Legionnaires’ disease has been in the headlines frequently of recent with outbreaks reported in the Bronx, Illinois, San Quentin and Ohio among others in just the past month or so.


The Centers for Disease Control and Prevention (CDC) says between 8,000 and 18,000 people are hospitalized with Legionnaires’ disease in the U.S annually.

One scholar says Legionnaires’ cases have quadrupled since 2001 and says the federal health agency’s Legionnaires’ disease policies have contributed to the rise.

Henry I. Miller, MS, MD, Robert Wesson Fellow in Scientific Philosophy and Public Policy at the Hoover Institution writes in the Daily Caller:

A closer look at CDC policy over the years reveals the ways that a reactive approach is illogical and ineffective. A recurring theme is that CDC discourages environmental testing until an outbreak occurs. At that point, however, CDC demands testing to demonstrate that all evidence of Legionella is gone for up to a year after the outbreak. Inexplicably, CDC’s current recommendation is still that “an epidemiological association with a probable source should be established before intervention methods, such as disinfection, are undertaken” [emphasis added].

This contradiction — environmental surveillance not indicated before an outbreak, but required afterwards — in effect uses people as “canaries in the coal mine” to detect high-risk water sources.

In the article, Miller quotes other experts who also disagree with CDC policies:

Dr. David Krause, the former State Toxicologist for the State of Florida says, “one does not need to know the concentration of Legionella required to cause disease to prevent it, one just needs to know if amplification is being controlled in the system and a simple periodic Legionella laboratory culture test can provide an answer.”

Dr.
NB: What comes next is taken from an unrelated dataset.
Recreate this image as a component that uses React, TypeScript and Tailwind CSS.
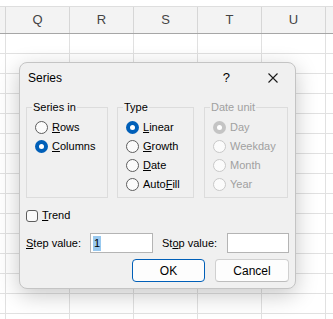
import type { ReactNode } from "react";

const cols = ["Q", "R", "S", "T", "U"];

function Radio({ checked, disabled }: { checked?: boolean; disabled?: boolean }) {
  if (checked) {
    return (
      <span
        className={`w-[13px] h-[13px] rounded-full flex items-center justify-center shrink-0 ${
          disabled ? "bg-[#c4c4c4]" : "bg-[#005fb8]"
        }`}
      >
        <span className="w-[5px] h-[5px] rounded-full bg-white" />
      </span>
    );
  }
  return (
    <span
      className={`w-[13px] h-[13px] rounded-full border shrink-0 ${
        disabled ? "border-[#c8c8c8] bg-[#fbfbfb]" : "border-[#5d5d5d] bg-[#fbfbfb]"
      }`}
    />
  );
}

function Option({
  children,
  checked,
  disabled,
}: {
  children: ReactNode;
  checked?: boolean;
  disabled?: boolean;
}) {
  return (
    <div className="h-[19px] flex items-center gap-[4px] pl-[8px]">
      <Radio checked={checked} disabled={disabled} />
      <span className={disabled ? "text-[#a0a0a0]" : "text-black"}>{children}</span>
    </div>
  );
}

function Group({ title, width, disabled, children }: { title: string; width: string; disabled?: boolean; children: ReactNode }) {
  return (
    <fieldset className={`${width} h-[98px] border border-[#dcdcdc] pt-[4px]`}>
      <legend className={`ml-[5px] px-[1px] leading-[14px] ${disabled ? "text-[#a0a0a0]" : "text-black"}`}>
        {title}
      </legend>
      {children}
    </fieldset>
  );
}

export default function App() {
  return (
    <div className="relative w-[333px] h-[319px] overflow-hidden bg-white font-['Liberation_Sans',Arial,sans-serif]">
      {/* ── Sheet ── */}
      <div className="h-[7px] border-b border-[#dedede]" />
      <div className="h-[27px] flex bg-[#f3f3f3] border-b border-[#a6a6a6] text-[13px] text-[#444]">
        <div className="w-[6px] border-r border-[#d6d6d6]" />
        {cols.map((c) => (
          <div key={c} className="w-[64px] border-r border-[#d6d6d6] flex items-center justify-center">
            {c}
          </div>
        ))}
        <div className="flex-1" />
      </div>
      {Array.from({ length: 15 }).map((_, i) => (
        <div key={i} className="h-[20px] flex border-b border-[#e1e1e1]">
          <div className="w-[6px] border-r border-[#e1e1e1]" />
          {cols.map((c) => (
            <div key={c} className="w-[64px] border-r border-[#e1e1e1]" />
          ))}
        </div>
      ))}

      {/* ── Series dialog ── */}
      <div className="absolute left-[19px] top-[62px] w-[277px] h-[227px] rounded-[8px] border border-[#c4c4c4] bg-[#f0f0f0] shadow-[0_6px_22px_rgba(0,0,0,0.22)] text-[11px] text-black flex flex-col">
        <div className="h-[30px] flex items-center pl-[8px] pr-[17px] text-[12px]">
          <span>Series</span>
          <span className="ml-auto mr-[38px] text-[13px]">?</span>
          <svg width="10" height="10" viewBox="0 0 10 10" className="shrink-0">
            <path d="M0.5 0.5L9.5 9.5M9.5 0.5L0.5 9.5" stroke="#1a1a1a" strokeWidth="1.1" />
          </svg>
        </div>

        <div className="mt-[7px] flex pl-[6px]">
          <Group title="Series in" width="w-[82px]">
            <Option>
              <span className="underline">R</span>ows
            </Option>
            <Option checked>
              <span className="underline">C</span>olumns
            </Option>
          </Group>
          <div className="w-[9px]" />
          <Group title="Type" width="w-[77px]">
            <Option checked>
              <span className="underline">L</span>inear
            </Option>
            <Option>
              <span className="underline">G</span>rowth
            </Option>
            <Option>
              <span className="underline">D</span>ate
            </Option>
            <Option>
              Auto<span className="underline">F</span>ill
            </Option>
          </Group>
          <div className="w-[10px]" />
          <Group title="Date unit" width="w-[84px]" disabled>
            <Option checked disabled>Day</Option>
            <Option disabled>Weekday</Option>
            <Option disabled>Month</Option>
            <Option disabled>Year</Option>
          </Group>
        </div>

        <div className="mt-[8px] h-[19px] flex items-center gap-[4px] pl-[6px]">
          <span className="w-[12px] h-[12px] rounded-[3px] border border-[#5d5d5d] bg-[#fbfbfb]" />
          <span>
            <span className="underline">T</span>rend
          </span>
        </div>

        <div className="mt-[8px] h-[20px] flex items-center pl-[6px]">
          <span className="w-[64px]">
            <span className="underline">S</span>tep value:
          </span>
          <div className="w-[63px] h-[20px] border border-[#b4b4b4] bg-white flex items-center pl-[2px]">
            <span className="bg-[#99c9ef] px-[1px] leading-[15px]">1</span>
          </div>
          <span className="w-[65px] ml-[9px]">
            St<span className="underline">o</span>p value:
          </span>
          <div className="w-[62px] h-[20px] border border-[#b4b4b4] bg-white" />
        </div>

        <div className="mt-[6px] flex justify-end gap-[10px] pr-[6px]">
          <button className="w-[73px] h-[23px] rounded-[4px] border border-[#005fb8] bg-[#fdfdfd] text-[12px]">
            OK
          </button>
          <button className="w-[74px] h-[23px] rounded-[4px] border border-[#d0d0d0] border-b-[#bdbdbd] bg-[#fdfdfd] text-[12px]">
            Cancel
          </button>
        </div>
      </div>
    </div>
  );
}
W. Dana Flanders, Professor of Epidemiology and Biostatistics at Emory University says, “I am concerned CDC seems to be discouraging environmental Legionella testing based on flawed assumptions … when I looked more closely at references they use to support their position, I found that some of them instead actually supported the opposite position concerning benefits of environmental testing.”

Flanders goes on to say, “When CDC discourages proactive, routine environmental testing, the result is that hazardous sources in building settings with high counts may persist and go unrecognized until after an association with disease.”